- _Supplied material_:
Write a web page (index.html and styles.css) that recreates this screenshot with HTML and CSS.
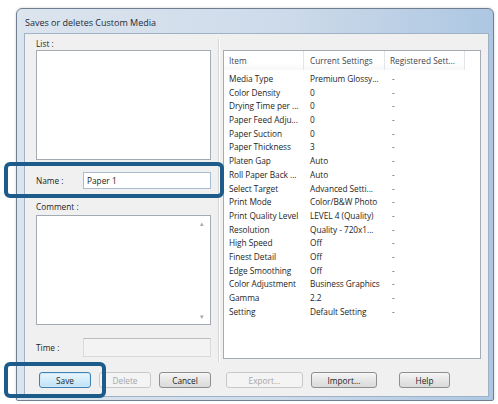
FILE: index.html
```html
<!DOCTYPE html>
<html lang="en">
<head>
  <meta charset="UTF-8"/>
  <meta name="viewport" content="width=device-width, initial-scale=1.0"/>
  <title>Saves or deletes Custom Media</title>
  <link rel="stylesheet" href="styles.css">
</head>
<body>

  <!-- Dialog window -->
  <div class="window">
    <div class="titlebar">Saves or deletes Custom Media</div>

    <div class="client">

      <!-- Left side: saved media + entry fields -->
      <div class="left-col">
        <div class="label">List :</div>
        <div class="media-list"></div>

        <div class="field-row name-row">
          <span class="field-label">Name :</span>
          <input type="text" class="text-field" value="Paper 1" />
        </div>

        <div class="label comment-label">Comment :</div>
        <div class="comment-box">
          <div class="comment-text"></div>
          <div class="scroll">
            <span>&#9652;</span>
            <span>&#9662;</span>
          </div>
        </div>

        <div class="field-row time-row">
          <span class="field-label">Time :</span>
          <div class="time-field"></div>
        </div>

        <div class="btn-row left-btns">
          <button class="btn default">Save</button>
          <button class="btn" disabled>Delete</button>
          <button class="btn">Cancel</button>
        </div>
      </div>

      <div class="divider"></div>

      <!-- Right side: settings list -->
      <div class="right-col">
        <div class="settings-view">
          <div class="settings-head">
            <div>Item</div>
            <div>Current Settings</div>
            <div>Registered Sett...</div>
          </div>
          <div class="settings-body" id="settingsBody"></div>
        </div>

        <div class="btn-row right-btns">
          <button class="btn export-btn" disabled>Export...</button>
          <button class="btn import-btn">Import...</button>
          <button class="btn help-btn">Help</button>
        </div>
      </div>
    </div>

    <!-- Callout frames -->
    <div class="callout callout-name"></div>
    <div class="callout callout-save"></div>
  </div>

  <script>
    const settings = [
      ["Media Type", "Premium Glossy..."],
      ["Color Density", "0"],
      ["Drying Time per ...", "0"],
      ["Paper Feed Adju...", "0"],
      ["Paper Suction", "0"],
      ["Paper Thickness", "3"],
      ["Platen Gap", "Auto"],
      ["Roll Paper Back ...", "Auto"],
      ["Select Target", "Advanced Setti..."],
      ["Print Mode", "Color/B&W Photo"],
      ["Print Quality Level", "LEVEL 4 (Quality)"],
      ["Resolution", "Quality - 720x1..."],
      ["High Speed", "Off"],
      ["Finest Detail", "Off"],
      ["Edge Smoothing", "Off"],
      ["Color Adjustment", "Business Graphics"],
      ["Gamma", "2.2"],
      ["Setting", "Default Setting"]
    ];

    const body = document.getElementById("settingsBody");

    settings.forEach(([item, current]) => {
      const row = document.createElement("div");
      row.className = "settings-row";
      [item, current, "-"].forEach(text => {
        const cell = document.createElement("div");
        cell.textContent = text;
        row.appendChild(cell);
      });
      body.appendChild(row);
    });
  </script>
</body>
</html>
```

FILE: styles.css
```css
* {
  margin: 0;
  padding: 0;
  box-sizing: border-box;
  font-family: 'Open Sans', 'Noto Sans', sans-serif;
}

body {
  background: #fff;
  color: #1e1e1e;
  font-size: 8.3px;
}

/* window frame */
.window {
  position: relative;
  margin: 8px 0 0 16px;
  width: 478px;
  height: 393px;
  border: 1px solid #6f7f90;
  border-radius: 6px 6px 2px 2px;
  background: linear-gradient(90deg, #dce5ee 0%, #cedbea 55%, #adc7e2 100%);
  padding: 0 4px 3px 7px;
  display: flex;
  flex-direction: column;
  box-shadow: 0 0 3px rgba(0, 0, 0, 0.18);
}

.titlebar {
  height: 24px;
  padding: 4px 0 0 1px;
  line-height: 20px;
  font-size: 9px;
  color: #1f2a36;
}

.client {
  flex: 1;
  display: flex;
  background: #f0f0f0;
  border: 1px solid #9fb2c7;
  padding: 3px 0 0 11px;
}

/* left column */
.left-col {
  width: 176px;
  display: flex;
  flex-direction: column;
}

.label {
  height: 13px;
  line-height: 13px;
}

.media-list {
  height: 110px;
  width: 175px;
  background: #fff;
  border: 1px solid #a5abb2;
}

.field-row {
  display: flex;
  align-items: center;
}

.field-label {
  width: 47px;
}

.name-row {
  margin-top: 12px;
  height: 17px;
}

.text-field {
  width: 128px;
  height: 17px;
  border: 1px solid #a9bdd2;
  background: #fff;
  padding-left: 3px;
  font-size: 8.3px;
  color: #1e1e1e;
  outline: none;
}

.comment-label {
  margin-top: 11px;
  margin-bottom: 2px;
}

.comment-box {
  height: 110px;
  width: 175px;
  display: flex;
  background: #fff;
  border: 1px solid #a5abb2;
}

.comment-text {
  flex: 1;
}

.scroll {
  width: 16px;
  display: flex;
  flex-direction: column;
  justify-content: space-between;
  align-items: center;
  padding: 4px 0 3px;
  color: #a8a8a8;
  font-size: 7px;
  line-height: 8px;
}

.time-row {
  margin-top: 13px;
  height: 19px;
}

.time-field {
  width: 128px;
  height: 19px;
  background: #f3f3f3;
  border: 1px solid #dadada;
  border-top-color: #bcbcbc;
}

/* buttons */
.btn-row {
  display: flex;
  height: 16px;
}

.left-btns {
  margin-top: 15px;
  justify-content: flex-end;
  gap: 8px;
  padding-right: 1px;
}

.btn {
  width: 52px;
  height: 16px;
  border: 1px solid #8e8f8f;
  border-radius: 3px;
  background: linear-gradient(#f6f6f6, #e6e6e6 50%, #dadada);
  font-size: 8.3px;
  color: #1e1e1e;
}

.btn.default {
  border-color: #3f80b3;
  background: linear-gradient(#eaf6fd, #d4ecfb 50%, #bfe1f6);
  box-shadow: inset 0 0 0 1px #cde9fa;
}

.btn:disabled {
  border-color: #c6c8ca;
  background: #f4f4f4;
  color: #a6a6a6;
}

/* splitter between the two columns */
.divider {
  width: 1px;
  margin: 2px 0 34px 6px;
  background: #d6d6d6;
  box-shadow: 1px 0 0 #fff;
}

/* right column */
.right-col {
  margin-left: 4px;
  width: 258px;
  padding-top: 13px;
  display: flex;
  flex-direction: column;
}

.settings-view {
  height: 309px;
  background: #fff;
  border: 1px solid #a5abb2;
}

.settings-head,
.settings-row {
  display: grid;
  grid-template-columns: 80px 81px 80px;
}

.settings-head {
  height: 19px;
  line-height: 19px;
  color: #3c4652;
}

.settings-head div {
  border-right: 1px solid #e2e5e9;
  padding-left: 5px;
  background: linear-gradient(#fff, #fff 60%, #f7f8f9);
}

.settings-head div:nth-child(2) {
  padding-left: 6px;
}

.settings-body {
  padding-top: 2px;
}

.settings-row {
  height: 13.7px;
  line-height: 13.7px;
  white-space: nowrap;
}

.settings-row div {
  padding-left: 5px;
  letter-spacing: -0.05px;
}

.settings-row div:nth-child(2) {
  padding-left: 6px;
}

.settings-row div:nth-child(3) {
  padding-left: 7px;
  color: #555;
}

.right-btns {
  margin-top: 13px;
}

.export-btn {
  margin-left: 3px;
  width: 77px;
}

.import-btn {
  margin-left: 8px;
  width: 66px;
}

.help-btn {
  margin-left: 22px;
  width: 51px;
}

/* dark blue callout frames */
.callout {
  position: absolute;
  border: 4px solid #1d5b8b;
  border-radius: 6px;
}

.callout-name {
  left: -13px;
  top: 153px;
  width: 220px;
  height: 36px;
}

.callout-save {
  left: -13px;
  top: 353px;
  width: 102px;
  height: 36px;
}
```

- _The task_: Copy out the listing exactly as it stands, but not the pictures.

- _Response below_:
Write a web page (index.html and styles.css) that recreates this screenshot with HTML and CSS.
FILE: index.html
```html
<!DOCTYPE html>
<html lang="en">
<head>
  <meta charset="UTF-8"/>
  <meta name="viewport" content="width=device-width, initial-scale=1.0"/>
  <title>Saves or deletes Custom Media</title>
  <link rel="stylesheet" href="styles.css">
</head>
<body>

  <!-- Dialog window -->
  <div class="window">
    <div class="titlebar">Saves or deletes Custom Media</div>

    <div class="client">

      <!-- Left side: saved media + entry fields -->
      <div class="left-col">
        <div class="label">List :</div>
        <div class="media-list"></div>

        <div class="field-row name-row">
          <span class="field-label">Name :</span>
          <input type="text" class="text-field" value="Paper 1" />
        </div>

        <div class="label comment-label">Comment :</div>
        <div class="comment-box">
          <div class="comment-text"></div>
          <div class="scroll">
            <span>&#9652;</span>
            <span>&#9662;</span>
          </div>
        </div>

        <div class="field-row time-row">
          <span class="field-label">Time :</span>
          <div class="time-field"></div>
        </div>

        <div class="btn-row left-btns">
          <button class="btn default">Save</button>
          <button class="btn" disabled>Delete</button>
          <button class="btn">Cancel</button>
        </div>
      </div>

      <div class="divider"></div>

      <!-- Right side: settings list -->
      <div class="right-col">
        <div class="settings-view">
          <div class="settings-head">
            <div>Item</div>
            <div>Current Settings</div>
            <div>Registered Sett...</div>
          </div>
          <div class="settings-body" id="settingsBody"></div>
        </div>

        <div class="btn-row right-btns">
          <button class="btn export-btn" disabled>Export...</button>
          <button class="btn import-btn">Import...</button>
          <button class="btn help-btn">Help</button>
        </div>
      </div>
    </div>

    <!-- Callout frames -->
    <div class="callout callout-name"></div>
    <div class="callout callout-save"></div>
  </div>

  <script>
    const settings = [
      ["Media Type", "Premium Glossy..."],
      ["Color Density", "0"],
      ["Drying Time per ...", "0"],
      ["Paper Feed Adju...", "0"],
      ["Paper Suction", "0"],
      ["Paper Thickness", "3"],
      ["Platen Gap", "Auto"],
      ["Roll Paper Back ...", "Auto"],
      ["Select Target", "Advanced Setti..."],
      ["Print Mode", "Color/B&W Photo"],
      ["Print Quality Level", "LEVEL 4 (Quality)"],
      ["Resolution", "Quality - 720x1..."],
      ["High Speed", "Off"],
      ["Finest Detail", "Off"],
      ["Edge Smoothing", "Off"],
      ["Color Adjustment", "Business Graphics"],
      ["Gamma", "2.2"],
      ["Setting", "Default Setting"]
    ];

    const body = document.getElementById("settingsBody");

    settings.forEach(([item, current]) => {
      const row = document.createElement("div");
      row.className = "settings-row";
      [item, current, "-"].forEach(text => {
        const cell = document.createElement("div");
        cell.textContent = text;
        row.appendChild(cell);
      });
      body.appendChild(row);
    });
  </script>
</body>
</html>
```

FILE: styles.css
```css
* {
  margin: 0;
  padding: 0;
  box-sizing: border-box;
  font-family: 'Open Sans', 'Noto Sans', sans-serif;
}

body {
  background: #fff;
  color: #1e1e1e;
  font-size: 8.3px;
}

/* window frame */
.window {
  position: relative;
  margin: 8px 0 0 16px;
  width: 478px;
  height: 393px;
  border: 1px solid #6f7f90;
  border-radius: 6px 6px 2px 2px;
  background: linear-gradient(90deg, #dce5ee 0%, #cedbea 55%, #adc7e2 100%);
  padding: 0 4px 3px 7px;
  display: flex;
  flex-direction: column;
  box-shadow: 0 0 3px rgba(0, 0, 0, 0.18);
}

.titlebar {
  height: 24px;
  padding: 4px 0 0 1px;
  line-height: 20px;
  font-size: 9px;
  color: #1f2a36;
}

.client {
  flex: 1;
  display: flex;
  background: #f0f0f0;
  border: 1px solid #9fb2c7;
  padding: 3px 0 0 11px;
}

/* left column */
.left-col {
  width: 176px;
  display: flex;
  flex-direction: column;
}

.label {
  height: 13px;
  line-height: 13px;
}

.media-list {
  height: 110px;
  width: 175px;
  background: #fff;
  border: 1px solid #a5abb2;
}

.field-row {
  display: flex;
  align-items: center;
}

.field-label {
  width: 47px;
}

.name-row {
  margin-top: 12px;
  height: 17px;
}

.text-field {
  width: 128px;
  height: 17px;
  border: 1px solid #a9bdd2;
  background: #fff;
  padding-left: 3px;
  font-size: 8.3px;
  color: #1e1e1e;
  outline: none;
}

.comment-label {
  margin-top: 11px;
  margin-bottom: 2px;
}

.comment-box {
  height: 110px;
  width: 175px;
  display: flex;
  background: #fff;
  border: 1px solid #a5abb2;
}

.comment-text {
  flex: 1;
}

.scroll {
  width: 16px;
  display: flex;
  flex-direction: column;
  justify-content: space-between;
  align-items: center;
  padding: 4px 0 3px;
  color: #a8a8a8;
  font-size: 7px;
  line-height: 8px;
}

.time-row {
  margin-top: 13px;
  height: 19px;
}

.time-field {
  width: 128px;
  height: 19px;
  background: #f3f3f3;
  border: 1px solid #dadada;
  border-top-color: #bcbcbc;
}

/* buttons */
.btn-row {
  display: flex;
  height: 16px;
}

.left-btns {
  margin-top: 15px;
  justify-content: flex-end;
  gap: 8px;
  padding-right: 1px;
}

.btn {
  width: 52px;
  height: 16px;
  border: 1px solid #8e8f8f;
  border-radius: 3px;
  background: linear-gradient(#f6f6f6, #e6e6e6 50%, #dadada);
  font-size: 8.3px;
  color: #1e1e1e;
}

.btn.default {
  border-color: #3f80b3;
  background: linear-gradient(#eaf6fd, #d4ecfb 50%, #bfe1f6);
  box-shadow: inset 0 0 0 1px #cde9fa;
}

.btn:disabled {
  border-color: #c6c8ca;
  background: #f4f4f4;
  color: #a6a6a6;
}

/* splitter between the two columns */
.divider {
  width: 1px;
  margin: 2px 0 34px 6px;
  background: #d6d6d6;
  box-shadow: 1px 0 0 #fff;
}

/* right column */
.right-col {
  margin-left: 4px;
  width: 258px;
  padding-top: 13px;
  display: flex;
  flex-direction: column;
}

.settings-view {
  height: 309px;
  background: #fff;
  border: 1px solid #a5abb2;
}

.settings-head,
.settings-row {
  display: grid;
  grid-template-columns: 80px 81px 80px;
}

.settings-head {
  height: 19px;
  line-height: 19px;
  color: #3c4652;
}

.settings-head div {
  border-right: 1px solid #e2e5e9;
  padding-left: 5px;
  background: linear-gradient(#fff, #fff 60%, #f7f8f9);
}

.settings-head div:nth-child(2) {
  padding-left: 6px;
}

.settings-body {
  padding-top: 2px;
}

.settings-row {
  height: 13.7px;
  line-height: 13.7px;
  white-space: nowrap;
}

.settings-row div {
  padding-left: 5px;
  letter-spacing: -0.05px;
}

.settings-row div:nth-child(2) {
  padding-left: 6px;
}

.settings-row div:nth-child(3) {
  padding-left: 7px;
  color: #555;
}

.right-btns {
  margin-top: 13px;
}

.export-btn {
  margin-left: 3px;
  width: 77px;
}

.import-btn {
  margin-left: 8px;
  width: 66px;
}

.help-btn {
  margin-left: 22px;
  width: 51px;
}

/* dark blue callout frames */
.callout {
  position: absolute;
  border: 4px solid #1d5b8b;
  border-radius: 6px;
}

.callout-name {
  left: -13px;
  top: 153px;
  width: 220px;
  height: 36px;
}

.callout-save {
  left: -13px;
  top: 353px;
  width: 102px;
  height: 36px;
}
```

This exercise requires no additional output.